DİVAN ŞİİRİNDE GELENEĞİN BELİRLEDİĞİ NAZIM ŞEKİLLERİ
Divan şiirine şeklî hüviyetini veren, etraflarında muhtevaya tesir eden gelenekler meydana gelmiş, bazı birimleriyle farklı ve kendine mahsus bir estetik doğurmuş olan nazım şekilleri de aruzda olduğu gibi diğer İslâmî edebiyatlarla müşterektir. İslâmî Türk edebiyatı daha başlangıç devresinde İken bu nazım şekilleri henüz X. asırda İran edebiyatında teşekküllerini tamamlamış, asırlarca değişmeden devam edecek teknik hususiyet ve kaideleriyle yerine oturmuştu. Bunların hepsini, XI. asrın bir kısmı Türk soylu İran şairlerinin divanlarında toplu olarak görmek mümkündü.

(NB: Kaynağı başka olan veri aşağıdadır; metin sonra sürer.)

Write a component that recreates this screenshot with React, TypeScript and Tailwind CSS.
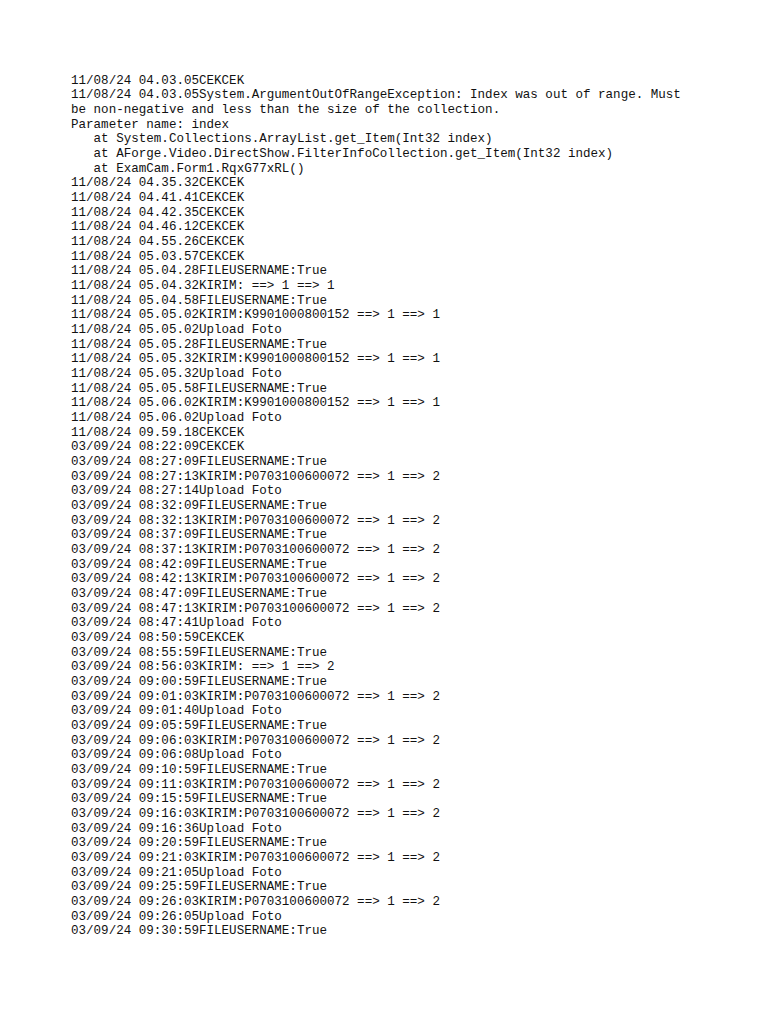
import React from "react";

const lines = [
  "11/08/24 04.03.05CEKCEK",
  "11/08/24 04.03.05System.ArgumentOutOfRangeException: Index was out of range. Must",
  "be non-negative and less than the size of the collection.",
  "Parameter name: index",
  "   at System.Collections.ArrayList.get_Item(Int32 index)",
  "   at AForge.Video.DirectShow.FilterInfoCollection.get_Item(Int32 index)",
  "   at ExamCam.Form1.RqxG77xRL()",
  "11/08/24 04.35.32CEKCEK",
  "11/08/24 04.41.41CEKCEK",
  "11/08/24 04.42.35CEKCEK",
  "11/08/24 04.46.12CEKCEK",
  "11/08/24 04.55.26CEKCEK",
  "11/08/24 05.03.57CEKCEK",
  "11/08/24 05.04.28FILEUSERNAME:True",
  "11/08/24 05.04.32KIRIM: ==> 1 ==> 1",
  "11/08/24 05.04.58FILEUSERNAME:True",
  "11/08/24 05.05.02KIRIM:K9901000800152 ==> 1 ==> 1",
  "11/08/24 05.05.02Upload Foto",
  "11/08/24 05.05.28FILEUSERNAME:True",
  "11/08/24 05.05.32KIRIM:K9901000800152 ==> 1 ==> 1",
  "11/08/24 05.05.32Upload Foto",
  "11/08/24 05.05.58FILEUSERNAME:True",
  "11/08/24 05.06.02KIRIM:K9901000800152 ==> 1 ==> 1",
  "11/08/24 05.06.02Upload Foto",
  "11/08/24 09.59.18CEKCEK",
  "03/09/24 08:22:09CEKCEK",
  "03/09/24 08:27:09FILEUSERNAME:True",
  "03/09/24 08:27:13KIRIM:P0703100600072 ==> 1 ==> 2",
  "03/09/24 08:27:14Upload Foto",
  "03/09/24 08:32:09FILEUSERNAME:True",
  "03/09/24 08:32:13KIRIM:P0703100600072 ==> 1 ==> 2",
  "03/09/24 08:37:09FILEUSERNAME:True",
  "03/09/24 08:37:13KIRIM:P0703100600072 ==> 1 ==> 2",
  "03/09/24 08:42:09FILEUSERNAME:True",
  "03/09/24 08:42:13KIRIM:P0703100600072 ==> 1 ==> 2",
  "03/09/24 08:47:09FILEUSERNAME:True",
  "03/09/24 08:47:13KIRIM:P0703100600072 ==> 1 ==> 2",
  "03/09/24 08:47:41Upload Foto",
  "03/09/24 08:50:59CEKCEK",
  "03/09/24 08:55:59FILEUSERNAME:True",
  "03/09/24 08:56:03KIRIM: ==> 1 ==> 2",
  "03/09/24 09:00:59FILEUSERNAME:True",
  "03/09/24 09:01:03KIRIM:P0703100600072 ==> 1 ==> 2",
  "03/09/24 09:01:40Upload Foto",
  "03/09/24 09:05:59FILEUSERNAME:True",
  "03/09/24 09:06:03KIRIM:P0703100600072 ==> 1 ==> 2",
  "03/09/24 09:06:08Upload Foto",
  "03/09/24 09:10:59FILEUSERNAME:True",
  "03/09/24 09:11:03KIRIM:P0703100600072 ==> 1 ==> 2",
  "03/09/24 09:15:59FILEUSERNAME:True",
  "03/09/24 09:16:03KIRIM:P0703100600072 ==> 1 ==> 2",
  "03/09/24 09:16:36Upload Foto",
  "03/09/24 09:20:59FILEUSERNAME:True",
  "03/09/24 09:21:03KIRIM:P0703100600072 ==> 1 ==> 2",
  "03/09/24 09:21:05Upload Foto",
  "03/09/24 09:25:59FILEUSERNAME:True",
  "03/09/24 09:26:03KIRIM:P0703100600072 ==> 1 ==> 2",
  "03/09/24 09:26:05Upload Foto",
  "03/09/24 09:30:59FILEUSERNAME:True",
];

export default function App() {
  return (
    <div className="w-[768px] h-[1024px] bg-white overflow-hidden">
      <div className="pt-[73.5px] pl-[71px] flex flex-col text-[12.56px] leading-[14.665px] text-[#111] font-['Liberation_Mono',monospace]">
        {lines.map((l, i) => (
          <div key={i} className="whitespace-pre">
            {l}
          </div>
        ))}
      </div>
    </div>
  );
}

Mûsikide olduğu gibi farklı medeniyet dairelerine mensup edebiyatlarda nazım şekilleri de farklıdır. Nazım şekilleri, içinde sözlerin belirli bir ritmik şemaya göre sıralandığı mısraları rastgele ve alelade bir yığın olmaktan çıkarıp konum ve simetrisi değişik tarzlarda düzenlenmiş kafiyeler etrafında toplayarak onları mısra sayısı değişmez beyit ve kıta gibi birtakım birimler içinde kümelendirdikten başka, bunlara bir diziliş sırası da getirerek hacimlerinin uzun ve kısa oluşları ile birlikte bir mimari görünüm verirler. Medeniyet dairelerine göre edebiyatların nazım şekilleri arasındaki fark, değişik medeniyet ve kültür camiasına mensup milletlerin mûsiki zevk ve usullerinin başka oluşları kadar şiir mantıklarının da ayrı oluşlarından ileri gelmektedir. Arap şiirinin ilk çağlarında yegâne nazım şekli olan kasidenin her beytinin sadece ikinci mısralarında yer alan tek kafiyeli ve monoton yapısı, bu şiirin içinde meydana geldiği çöl hayatının develerin yürüyüşleriyle gecelerin içinde uzayıp giden "yâleyli"lerde kendini gösteren monoton ritmiyle izah edilmektedir. Sonraki asırlarda medenî seviyenin yükselmesine paralel olarak Arap şiiri yalnız kasideden ibaret kalmamış, özellikle Abbasîler zamanında ona başka ve yeni nazım şekilleri de katılmıştır. İran edebiyatı da kökü Sâsânîler devri edebiyatında olan birkaç nazım şeklini geliştirirken Arap edebiyatından aldığı ve çöl hayatının akislerini taşıyan kasideyi kendi coğrafya ve kültür çevresine adapte ederek ona farklı bir mahiyet kazandırmıştır. Böylece İslâmî edebiyatların, daha sonra Türk edebiyatının aynen benimseyeceği değişmez klasik nazım şekilleri meydana gelir.